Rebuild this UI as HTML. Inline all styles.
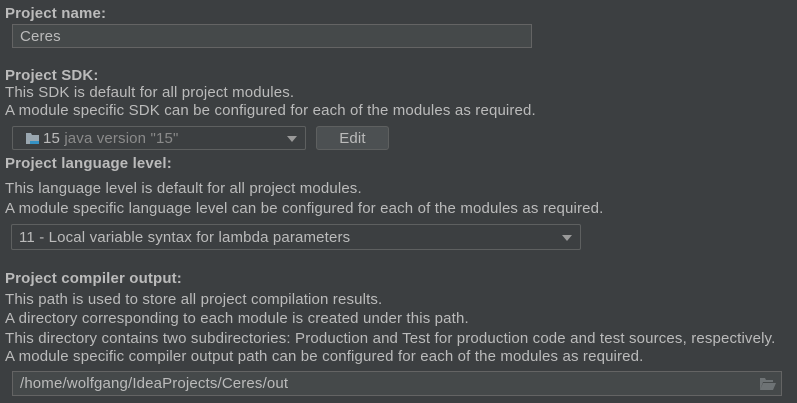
<!DOCTYPE html>
<html><head><meta charset="utf-8"><style>
html,body{margin:0;padding:0;width:797px;height:403px;overflow:hidden;background:#3c3f41;}
body{position:relative;font-family:"Liberation Sans",sans-serif;font-size:15px;letter-spacing:0.15px;color:#bbbbbb;}
.t{position:absolute;left:5px;line-height:18px;white-space:nowrap;}
.b{font-weight:bold;}
.f{position:absolute;box-sizing:border-box;border:1px solid #646464;background:#45494a;line-height:23px;padding-left:7px;white-space:nowrap;}
.c{background:#3c3f41;border-color:#5e6060;border-radius:2px;}
.arr{position:absolute;right:8px;top:9px;width:0;height:0;border-left:5px solid transparent;border-right:5px solid transparent;border-top:6px solid #9a9a9a;}
</style></head><body>
<div class="t b" style="top:5px">Project name:</div>
<div class="f" style="left:12px;top:24px;width:520px;height:24px">Ceres</div>
<div class="t b" style="top:67px">Project SDK:</div>
<div class="t" style="top:84px">This SDK is default for all project modules.</div>
<div class="t" style="top:102px">A module specific SDK can be configured for each of the modules as required.</div>
<div class="f c" style="left:12px;top:126px;width:294px;height:24px;padding-left:12px">
<svg width="16" height="14" viewBox="0 0 16 14" style="position:absolute;left:13px;top:5px"><path d="M0 1h5l1 2h7v9H0z" fill="#9aa7b0"/><path d="M4 9h9v3H4z" fill="#3592c4"/></svg>
<span style="margin-left:18px">15</span> <span style="color:#8a8a8a">java version "15"</span><div class="arr"></div></div>
<div class="f" style="left:316px;top:126px;width:73px;height:24px;background:#4c5052;border-color:#5e6060;border-radius:3px;text-align:center;padding:0">Edit</div>
<div class="t b" style="top:155px">Project language level:</div>
<div class="t" style="top:180px">This language level is default for all project modules.</div>
<div class="t" style="top:200px">A module specific language level can be configured for each of the modules as required.</div>
<div class="f c" style="left:11px;top:224px;width:570px;height:26px;line-height:25px">11 - Local variable syntax for lambda parameters<div class="arr" style="top:10px"></div></div>
<div class="t b" style="top:270px">Project compiler output:</div>
<div class="t" style="top:291px">This path is used to store all project compilation results.</div>
<div class="t" style="top:310px">A directory corresponding to each module is created under this path.</div>
<div class="t" style="top:330px">This directory contains two subdirectories: Production and Test for production code and test sources, respectively.</div>
<div class="t" style="top:348px">A module specific compiler output path can be configured for each of the modules as required.</div>
<div class="f" style="left:12px;top:371px;width:770px;height:25px">/home/wolfgang/IdeaProjects/Ceres/out
<svg width="16" height="12" viewBox="0 0 16 12" style="position:absolute;right:5px;top:6px"><path d="M0 0h5l1 2h7v2H3L0 12z" fill="#6e7375"/><path d="M3 5h13l-3 7H0z" fill="#6e7375"/></svg></div>
</body></html>
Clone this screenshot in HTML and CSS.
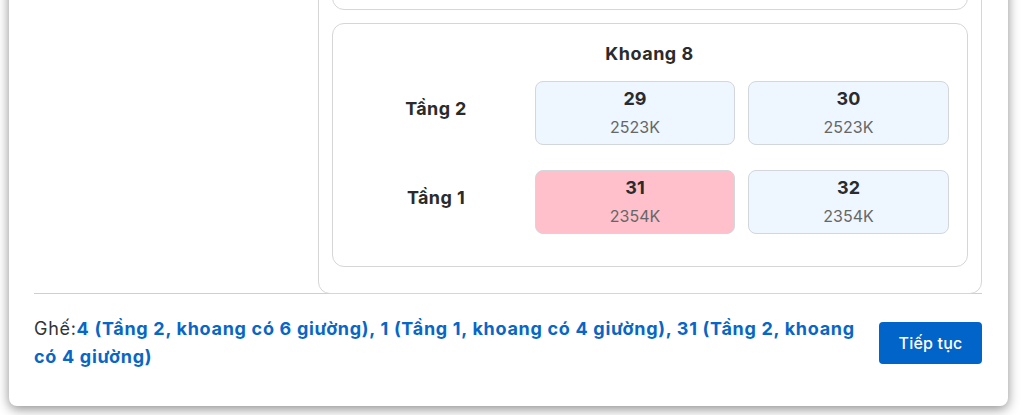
FILE: index.html
```html
<!DOCTYPE html>
<html lang="vi">
<head>
<meta charset="utf-8">
<title>Chọn chỗ</title>
<link rel="stylesheet" href="styles.css">
</head>
<body>
<div class="viewport">
  <div class="modal">
    <div class="seatmap">
      <div class="seatmap-side"></div>
      <div class="deck">
        <div class="compartment">
          <div class="compartment-title">Khoang 7</div>
          <div class="rows">
            <div class="floor-label">Tầng 2</div>
            <div class="seat"><span class="seat-no">25</span><span class="seat-price">2523K</span></div>
            <div class="seat"><span class="seat-no">26</span><span class="seat-price">2523K</span></div>
            <div class="floor-label">Tầng 1</div>
            <div class="seat"><span class="seat-no">27</span><span class="seat-price">2354K</span></div>
            <div class="seat"><span class="seat-no">28</span><span class="seat-price">2354K</span></div>
          </div>
        </div>
        <div class="compartment">
          <div class="compartment-title">Khoang 8</div>
          <div class="rows">
            <div class="floor-label">Tầng 2</div>
            <div class="seat"><span class="seat-no">29</span><span class="seat-price">2523K</span></div>
            <div class="seat"><span class="seat-no">30</span><span class="seat-price">2523K</span></div>
            <div class="floor-label">Tầng 1</div>
            <div class="seat seat-selected"><span class="seat-no">31</span><span class="seat-price">2354K</span></div>
            <div class="seat"><span class="seat-no">32</span><span class="seat-price">2354K</span></div>
          </div>
        </div>
      </div>
    </div>
    <div class="footer">
      <p class="summary"><span class="summary-label">Ghế:</span><strong class="summary-value">4 (Tầng 2, khoang có 6 giường), 1 (Tầng 1, khoang có 4 giường), 31 (Tầng 2, khoang có 4 giường)</strong></p>
      <button class="btn-continue" type="button">Tiếp tục</button>
    </div>
  </div>
</div>
</body>
</html>
```

FILE: styles.css
```css
* { box-sizing: border-box; }

html, body {
  margin: 0;
  padding: 0;
  background: #ffffff;
  overflow: hidden;
}

body {
  font-family: Inter, "Noto Sans", "Liberation Sans", sans-serif;
  color: #222;
}

.viewport {
  height: 415px;
  display: flex;
  flex-direction: column;
  justify-content: flex-end;
  overflow: hidden;
}

.modal {
  flex: none;
  margin: 0 17px 9px 9px;
  background: #fff;
  border-radius: 8px;
  box-shadow: 0 3px 12px rgba(0, 0, 0, 0.45);
  padding: 0 26px 0 25px;
}

.seatmap {
  display: grid;
  grid-template-columns: 284px 1fr;
}

.deck {
  border: 1px solid #d6d6d6;
  border-radius: 12px;
  padding: 13px 13px 26px;
  margin-bottom: -1px;
  display: flex;
  flex-direction: column;
  gap: 13px;
}

.compartment {
  border: 1px solid #d6d6d6;
  border-radius: 12px;
  padding: 18px 18px 32px 17px;
}

.compartment-title {
  text-align: center;
  font-size: 18px;
  font-weight: 700;
  line-height: 24px;
  letter-spacing: 0.5px;
  color: #2b2b2b;
  margin-bottom: 15px;
}

.rows {
  display: grid;
  grid-template-columns: 1fr 200px 201px;
  column-gap: 13px;
  row-gap: 25px;
}

.floor-label {
  align-self: center;
  text-align: center;
  font-size: 18px;
  font-weight: 700;
  line-height: 24px;
  letter-spacing: 0.4px;
  color: #2b2b2b;
  margin-bottom: 8px;
}

.seat {
  height: 64px;
  border: 1px solid #d3d6da;
  border-radius: 8px;
  background: #eef6ff;
  display: flex;
  flex-direction: column;
  align-items: center;
  justify-content: center;
  gap: 6px;
}

.seat-selected {
  background: #ffc0cb;
}

.seat-no {
  font-size: 18px;
  font-weight: 700;
  line-height: 22px;
  color: #2b2b2b;
}

.seat-price {
  font-size: 16px;
  font-weight: 400;
  line-height: 22px;
  color: #666;
}

.footer {
  border-top: 1px solid #cfcfcf;
  display: flex;
  align-items: center;
  gap: 16px;
  padding: 21px 0 35px 0;
}

.summary {
  flex: 1;
  margin: 0;
  font-size: 18px;
  line-height: 28px;
  letter-spacing: 0.7px;
}

.summary-label {
  color: #333;
  font-weight: 400;
}

.summary-value {
  color: #0866c6;
  font-weight: 700;
}

.btn-continue {
  flex: none;
  width: 103px;
  height: 42px;
  border: none;
  border-radius: 4px;
  background: #0064c8;
  color: #fff;
  font-family: inherit;
  font-size: 16px;
  font-weight: 500;
  letter-spacing: 0.2px;
  cursor: pointer;
}
```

Aim of the exercise: Return only those lines of the records that contain the string "styles".

Full output:
Rebuild this UI as HTML. Inline all styles.
<link rel="stylesheet" href="styles.css">
FILE: styles.css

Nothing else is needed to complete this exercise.